Photo/Illutration The U.S. Kadena Air Base in Okinawa Prefecture (Asahi Shimbun file photo)

A law for regulating the use of land plots deemed important for national security purposes took full effect on Sept. 20.

The ruling parties used the weight of their numbers to enact the legislation at the last minute before the ordinary Diet session closed in June last year.

A number of concerns were raised when the bill was being deliberated, including fears it could be used to mount surveillance of residents’ campaigns against military bases and nuclear power plants or pose a threat to free economic activities.

Misgivings were also raised that it could be used as an excuse to conduct background checks on residents’ thoughts, beliefs and relationships just because they happen to live near key facilities.

None of these concerns has yet been dispelled.

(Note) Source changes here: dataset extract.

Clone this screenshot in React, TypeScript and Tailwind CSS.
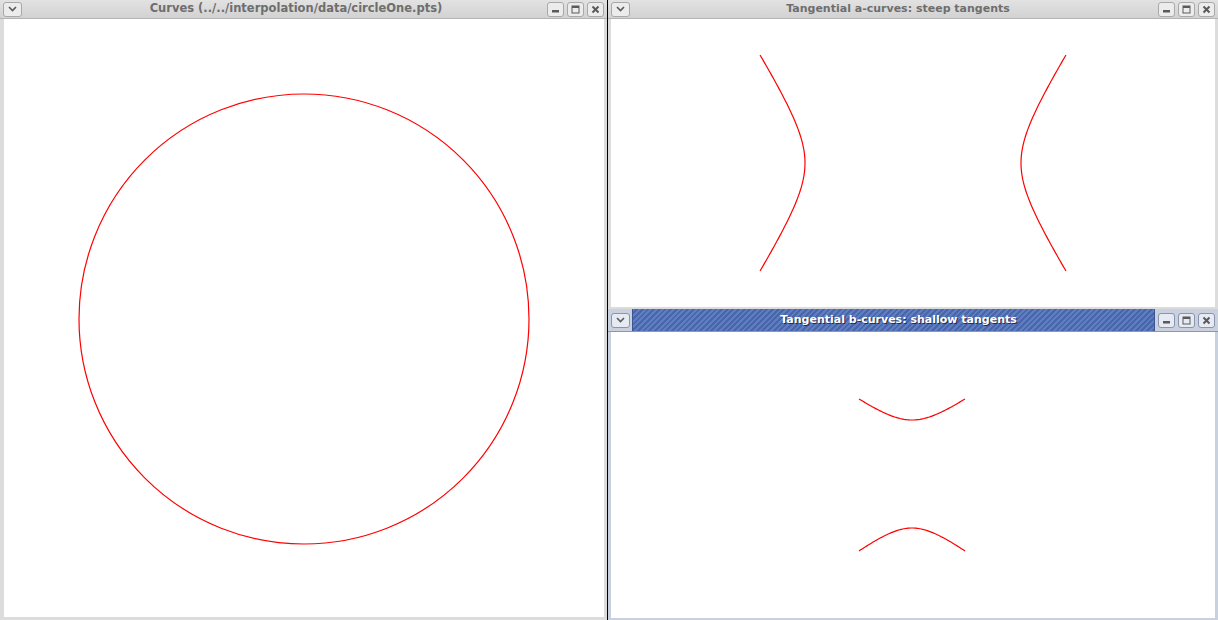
import React from "react";

const font = { fontFamily: '"DejaVu Sans", "Liberation Sans", sans-serif' };

// hyperbola arms sampled into a polyline
function arm(
  n: number,
  half: number,
  a: number,
  s: number,
  map: (t: number, d: number) => [number, number]
) {
  const pts: string[] = [];
  for (let i = 0; i <= n; i++) {
    const t = -half + (2 * half * i) / n;
    const d = Math.sqrt(a * a + s * s * t * t) - a;
    const [x, y] = map(t, d);
    pts.push(`${x.toFixed(2)},${y.toFixed(2)}`);
  }
  return "M" + pts.join(" L");
}

function MenuBtn({ active }: { active?: boolean }) {
  return (
    <div
      className={`flex h-[15px] w-[19px] items-center justify-center rounded-[3px] border ${
        active ? "border-[#8a94ac] bg-[#e6eaf2]" : "border-[#a9a9a9] bg-[#ececec]"
      }`}
    >
      <svg width="9" height="6" viewBox="0 0 9 6">
        <path d="M1 1 L4.5 4.5 L8 1" fill="none" stroke="#5a5a5a" strokeWidth="1.6" />
      </svg>
    </div>
  );
}

function CtlBtns({ active }: { active?: boolean }) {
  const cls = `flex h-[15px] w-[17px] items-center justify-center rounded-[3px] border ${
    active ? "border-[#8a94ac] bg-[#e6eaf2]" : "border-[#a9a9a9] bg-[#ececec]"
  }`;
  return (
    <div className="flex gap-[3px]">
      <div className={cls}>
        <svg width="9" height="9" viewBox="0 0 9 9">
          <rect x="1" y="5" width="7" height="2.5" fill="#5a5a5a" />
        </svg>
      </div>
      <div className={cls}>
        <svg width="9" height="9" viewBox="0 0 9 9">
          <rect x="1" y="1" width="7" height="7" fill="none" stroke="#5a5a5a" strokeWidth="1" />
          <rect x="1" y="1" width="7" height="2" fill="#5a5a5a" />
        </svg>
      </div>
      <div className={cls}>
        <svg width="9" height="9" viewBox="0 0 9 9">
          <path d="M1.5 1.5 L7.5 7.5 M7.5 1.5 L1.5 7.5" stroke="#5a5a5a" strokeWidth="2" />
        </svg>
      </div>
    </div>
  );
}

function TitleBar({
  title,
  active,
  shift = 0,
  size = "text-[11.5px]",
}: {
  title: string;
  active?: boolean;
  shift?: number;
  size?: string;
}) {
  if (active) {
    return (
      <div className="flex h-[23px] items-center border-b border-[#8c96ae] bg-[#c9d0de]">
        <div className="flex w-[24px] justify-center">
          <MenuBtn active />
        </div>
        <div
          className="flex h-full flex-1 items-center justify-center border-x border-[#3d5590] bg-[repeating-linear-gradient(135deg,#5f7ec2_0px,#5f7ec2_2px,#4966aa_2px,#4966aa_4px)]"
          style={{ paddingLeft: shift }}
        >
          <span
            className={`${size} font-bold text-white [text-shadow:1px_1px_0_#1e2d55]`}
            style={font}
          >
            {title}
          </span>
        </div>
        <div className="flex px-[3px]">
          <CtlBtns active />
        </div>
      </div>
    );
  }
  return (
    <div className="flex h-[19px] items-center border-b border-[#b4b4b4] bg-gradient-to-b from-[#e2e2e2] to-[#d2d2d2]">
      <div className="flex w-[24px] justify-center">
        <MenuBtn />
      </div>
      <div className="flex flex-1 justify-center" style={{ paddingLeft: shift }}>
        <span className={`${size} font-bold text-[#6e6e6e]`} style={font}>
          {title}
        </span>
      </div>
      <div className="flex px-[3px]">
        <CtlBtns />
      </div>
    </div>
  );
}

export default function App() {
  const red = "#ff0000";
  const aLeft = arm(80, 108, 30, 0.636, (t, d) => [194 - d, 144 + t]);
  const aRight = arm(80, 108, 30, 0.636, (t, d) => [410 + d, 144 + t]);
  const bTop = arm(80, 53, 25, 0.73, (t, d) => [301 + t, 88 - d]);
  const bBot = arm(80, 53, 25, 0.773, (t, d) => [301 + t, 196 + d]);

  return (
    <div className="flex h-[620px] w-[1218px] overflow-hidden bg-black">
      {/* left window */}
      <div className="flex h-full w-[607px] flex-col bg-[#dcdcdc]">
        <TitleBar title="Curves (../../interpolation/data/circleOne.pts)" shift={24} />
        <div className="ml-[4px] mr-[3px] mb-[3px] flex-1 bg-white">
          <svg width="600" height="598" viewBox="0 0 600 598">
            <circle cx="300" cy="300" r="225" fill="none" stroke={red} strokeWidth="1.2" />
          </svg>
        </div>
      </div>
      <div className="w-[1px]" />
      {/* right column */}
      <div className="flex h-full flex-1 flex-col">
        <div className="flex h-[309px] flex-col bg-[#dcdcdc]">
          <TitleBar title="Tangential a-curves: steep tangents" shift={9} size="text-[11px]" />
          <div className="ml-[3px] mr-[3px] mb-[2px] flex-1 bg-white">
            <svg width="604" height="288" viewBox="0 0 604 288">
              <path d={aLeft} fill="none" stroke={red} strokeWidth="1.2" />
              <path d={aRight} fill="none" stroke={red} strokeWidth="1.2" />
            </svg>
          </div>
        </div>
        <div className="h-[1px]" />
        <div className="flex flex-1 flex-col bg-[#c9d0de]">
          <TitleBar title="Tangential b-curves: shallow tangents" active shift={10} size="text-[11px]" />
          <div className="ml-[3px] mr-[3px] mb-[3px] flex-1 bg-white">
            <svg width="604" height="286" viewBox="0 0 604 286">
              <path d={bTop} fill="none" stroke={red} strokeWidth="1.2" />
              <path d={bBot} fill="none" stroke={red} strokeWidth="1.2" />
            </svg>
          </div>
        </div>
      </div>
    </div>
  );
}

The central government should set a clear limit on arbitrary application of the law and excessive intervention so no basic human rights will be infringed upon in an unwarranted manner on the pretext of national defense.

The law targets zones that lie within 1 kilometer of bases operated by the Self-Defense Forces and U.S. Forces in Japan, nuclear power facilities and other establishments, as well as remote islands in frontier areas.

Land plots that will be designated “monitored areas” under the law will be subject to reviews much like those conducted for real estate purposes. The authorities may recommend that the user of a plot desist from actions that “impede the functions” of key facilities and, in cases where the user does not comply, order the individual to do so under the threat of penalties, such as imprisonment.

The same measures apply to land plots that will be designated “special monitored areas.” In addition, parties that conduct real estate transactions or take other similar actions in those areas will be required to notify the authorities in advance.

Another problem is that the text of the law contains too many ambiguities, with the details left to the discretion of the government. A basic policy, approved Sept. 16 by the Cabinet ahead of full enforcement of the law, has yet to settle those concerns.

Take, for example, “acts that impede the functions” of key facilities, which the authorities will be allowed to recommend, or order, to be stopped.

The basic policy presents seven types of acts that fall into that category, including the installation of structures that obstruct landings and takeoffs of aircraft and the emission of jamming radio beams. But the document says those merely amount to “illustrations,” so other acts could also be deemed as such.

At the same time, the basic policy presents five illustrative types of acts that will not be deemed as impeding the functions of key facilities, such as living in a residence that commands a view of the grounds of those facilities and holding a meeting on a private plot of land. All of them, however, amount to stating the obvious.

So, in actual fact, the distinction remains as ambiguous as ever, even though the basic policy has added a layer to the process of giving explanations to the real estate user in advance to illustrate that no recommendation will be issued if any irregularity that arises is rectified promptly.

Name, address, registered domicile or nationality, date of birth and gender are among details that may be gathered during reviews of the way parcels of land are used.

The basic policy says that information unrelated to the use of land, including thoughts and beliefs, will not be gathered. But the provision is not a reliable way to prevent excessive background checks on residents’ thoughts because it is up to the government to decide what is related and what is not.

While monitored areas have yet to be designated specifically, the basic policy clearly stated that “relevant local public entities will be asked to provide their views” during the designating processes.

That, however, does not mean designation will require consent of the local governments concerned. Nor is it obvious to what extent their desires and intentions will be taken into account.

It appears inevitable that Okinawa, which hosts the majority of U.S. military bases in Japan and has many remote islands, will be seriously affected by the law because broad zones in the southern prefecture will be designated as “monitored areas.”

Parties including the municipal assemblies of Nago and Chatan in the prefecture have approved written opinions demanding the law be abolished immediately.

Merely asking local governments perfunctorily to provide their views will not help obtain the understanding of community residents. Nor will that increase the chances of the law being implemented in a stable manner.